Big Cable Is Becoming the Big Story

Jumping into the pool of controversy over cable access is quickly becoming the summer sport du jour. After spending big bucks to scarf up cable lines, AT&T has no interest in letting other providers muscle in on its turf. ISPs, with AOL carrying the banner, say consumer fairness dictates that AT&T let them pay to access the lines and thereby offer better services to their own customers. Big profits versus fairness? Might as well be capitalism versus motherhood and apple pie. Sniffing opportunity, politicos of all levels as well as bureaucrats, business executives and consumer advocates -- not to mention the media - have dived into the fray.

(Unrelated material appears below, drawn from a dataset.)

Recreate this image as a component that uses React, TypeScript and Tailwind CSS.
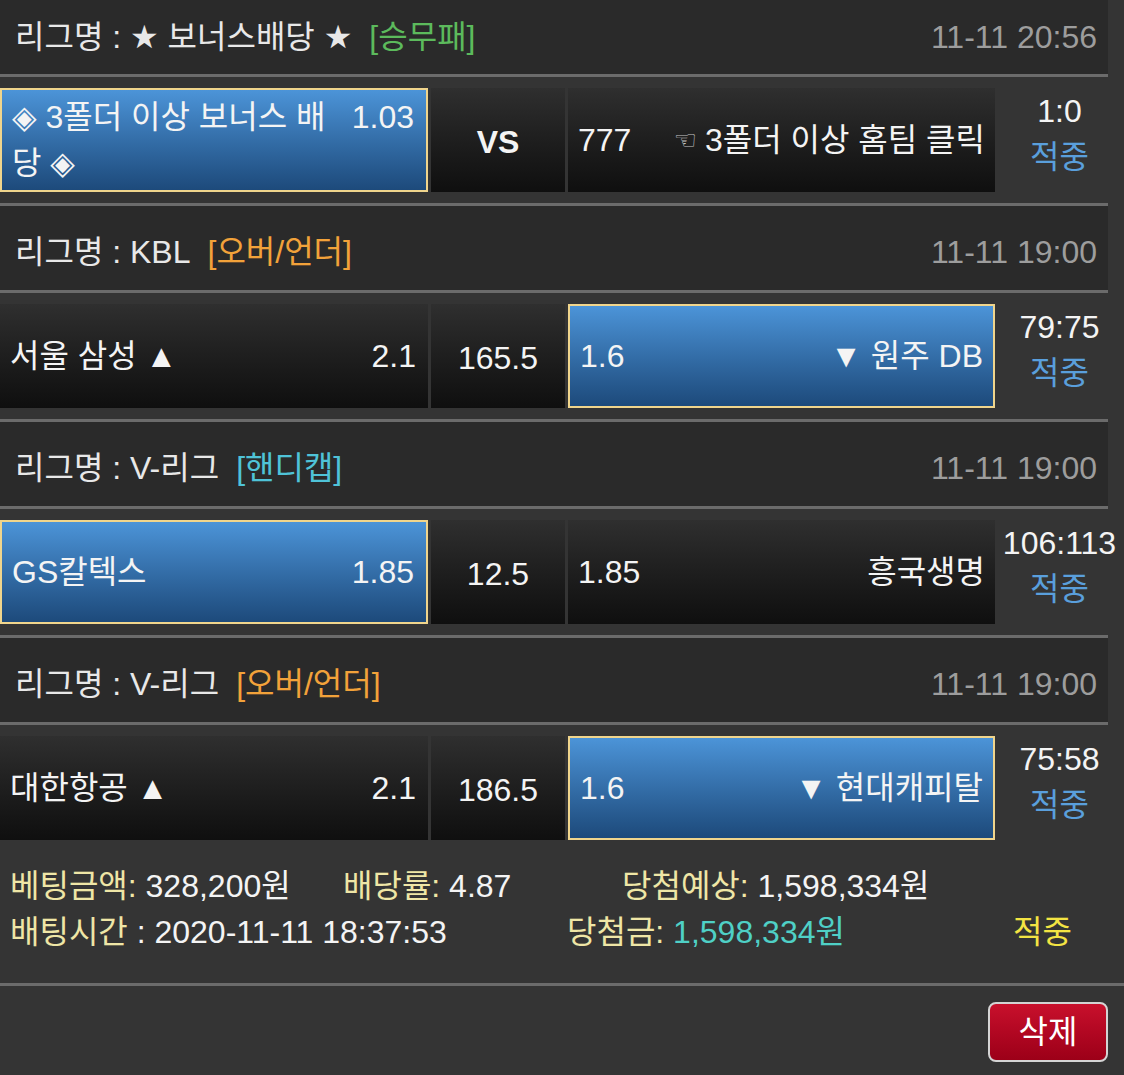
import React from "react";

type Side = {
  name: React.ReactNode;
  odds: string;
};

type Game = {
  league: string;
  type: string;
  typeColor: string;
  date: string;
  home: Side;
  mid: string;
  midBold?: boolean;
  away: Side;
  pick: "home" | "away";
  score: string;
};

const games: Game[] = [
  {
    league: "★ 보너스배당 ★",
    type: "[승무패]",
    typeColor: "text-[#5cba5c]",
    date: "11-11 20:56",
    home: { name: "◈ 3폴더 이상 보너스 배당 ◈", odds: "1.03" },
    mid: "VS",
    midBold: true,
    away: {
      name: (
        <>
          <span className="mr-[8px] text-[26px] text-[#c4c4c4] align-[2px]">☜</span>
          3폴더 이상 홈팀 클릭
        </>
      ),
      odds: "777",
    },
    pick: "home",
    score: "1:0",
  },
  {
    league: "KBL",
    type: "[오버/언더]",
    typeColor: "text-[#f2a23a]",
    date: "11-11 19:00",
    home: { name: "서울 삼성 ▲", odds: "2.1" },
    mid: "165.5",
    away: { name: "▼ 원주 DB", odds: "1.6" },
    pick: "away",
    score: "79:75",
  },
  {
    league: "V-리그",
    type: "[핸디캡]",
    typeColor: "text-[#4fc3d8]",
    date: "11-11 19:00",
    home: { name: "GS칼텍스", odds: "1.85" },
    mid: "12.5",
    away: { name: "흥국생명", odds: "1.85" },
    pick: "home",
    score: "106:113",
  },
  {
    league: "V-리그",
    type: "[오버/언더]",
    typeColor: "text-[#f2a23a]",
    date: "11-11 19:00",
    home: { name: "대한항공 ▲", odds: "2.1" },
    mid: "186.5",
    away: { name: "▼ 현대캐피탈", odds: "1.6" },
    pick: "away",
    score: "75:58",
  },
];

const darkCell = "bg-gradient-to-b from-[#2f2f2f] to-[#0f0f0f]";
const blueCell =
  "bg-gradient-to-b from-[#4c94d8] to-[#1d4a7b] border-2 border-[#f0d58c]";

const LeagueHeader = ({ game, first }: { game: Game; first?: boolean }) => (
  <div
    className={`w-[1108px] bg-[#2a2a2a] border-b-[3px] border-[#6b6b6b] flex items-center justify-between pl-[15px] pr-[11px] ${
      first ? "h-[77px]" : "h-[90px] border-t-[3px] pt-[8px]"
    }`}
  >
    <div className="text-[#e8e8e8]">
      리그명 : {game.league}
      <span className={`ml-[17px] ${game.typeColor}`}>{game.type}</span>
    </div>
    <div className="text-[#9d9d9d]">{game.date}</div>
  </div>
);

const GameRow = ({ game }: { game: Game }) => {
  const homeBlue = game.pick === "home";
  const awayBlue = game.pick === "away";
  return (
    <div className="h-[126px] flex items-start pt-[11px]">
      <div
        className={`w-[428px] h-[104px] flex items-center pl-[10px] pr-[12px] ${
          homeBlue ? blueCell : darkCell
        }`}
      >
        <div className="flex w-full items-start justify-between gap-[8px] leading-[46px]">
          <div className="min-w-0 flex-1">{game.home.name}</div>
          <div className="shrink-0">{game.home.odds}</div>
        </div>
      </div>
      <div
        className={`ml-[3px] w-[134px] h-[104px] flex items-center justify-center pt-[4px] ${darkCell} ${
          game.midBold ? "font-bold" : ""
        }`}
      >
        {game.mid}
      </div>
      <div
        className={`ml-[3px] w-[427px] h-[104px] flex items-center justify-between pl-[10px] pr-[10px] ${
          awayBlue ? blueCell : darkCell
        }`}
      >
        <div className="shrink-0">{game.away.odds}</div>
        <div className="whitespace-nowrap">{game.away.name}</div>
      </div>
      <div className="w-[129px] flex flex-col items-center leading-[46px]">
        <div>{game.score}</div>
        <div className="text-[#5a9fdc]">적중</div>
      </div>
    </div>
  );
};

export default function App() {
  return (
    <div className="min-h-[1075px] w-[1124px] bg-[#343434] text-[#f4f4f4] text-[32px] font-['Liberation_Sans','DejaVu_Sans','Noto_Sans_CJK_KR',sans-serif] overflow-hidden">
      {games.map((g, i) => (
        <div key={i}>
          <LeagueHeader game={g} first={i === 0} />
          <GameRow game={g} />
        </div>
      ))}

      <div className="pl-[10px] pt-[12px] pb-[28px] leading-[46px]">
        <div className="flex">
          <div className="w-[333px]">
            <span className="text-[#efe6a6]">베팅금액:</span> 328,200원
          </div>
          <div className="w-[279px]">
            <span className="text-[#efe6a6]">배당률:</span> 4.87
          </div>
          <div>
            <span className="text-[#efe6a6]">당첨예상:</span> 1,598,334원
          </div>
        </div>
        <div className="flex">
          <div className="w-[557px]">
            <span className="text-[#efe6a6]">배팅시간</span> : 2020-11-11 18:37:53
          </div>
          <div className="w-[446px]">
            <span className="text-[#efe6a6]">당첨금:</span>{" "}
            <span className="text-[#4fd0c6]">1,598,334원</span>
          </div>
          <div className="text-[#f3e443]">적중</div>
        </div>
      </div>

      <div className="border-t-[3px] border-[#6b6b6b] flex justify-end pt-[16px] pr-[16px] pb-[13px]">
        <button
          type="button"
          className="w-[120px] h-[60px] rounded-[8px] border-2 border-[#d4d4d4] bg-gradient-to-b from-[#c8102c] to-[#9c0018] text-white text-[32px] leading-none"
        >
          삭제
        </button>
      </div>
    </div>
  );
}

The Wall Street Journal rehashed FCC Chairman William Kennard's quandary in a story run under the Politics and Policy banner. Online outlets were more aggressive. ZDNet's Matthew Broersma and Joel Deane reported that, after local debates in Portland, Oregon, and Los Angeles, San Francisco is set to vote on an open-access measure as early as next Monday.

The FCC's Kennard has dipped his toe in the access waters but declined to leap in with a decision. Meanwhile, the controversy is finding a national stage in the halls of Congress. Rep. Ed Markey is set to introduce a resolution next week calling for the FCC to treat cable access as it does telecommunications. Read: pry the thing wide open. Reps. Billy Tauzin and John Dingell have filed a competing measure that would keep cable's broadband networks closed to other ISPs but allow telephone companies new leeway in controlling their own high-speed data services, according to's John Borland.

CBS MarketWatch's Michael Collins waxed dramatic on access in The Gadfly column: "There's a very serious issue at stake here. We're talking about nothing less than how many of us will have access to information in the future, and who gets all the money we will pay to get that access." He added that we've seen this kind of fight before. AOL and other ISPs want into the cable market "and they've gone running to the government seeking help - kind of the way cable operators did when faced with competition from direct satellite."

Despite the growing interest on Capitol Hill in what Borland called a "legislative pigpile," he wrote that few Washington insiders, including Markey, think significant legislation will succeed anytime soon. "At the end of the day, I don't think it's likely that any legislation will pass heading in either direction over the next year and a half," Markey told Borland.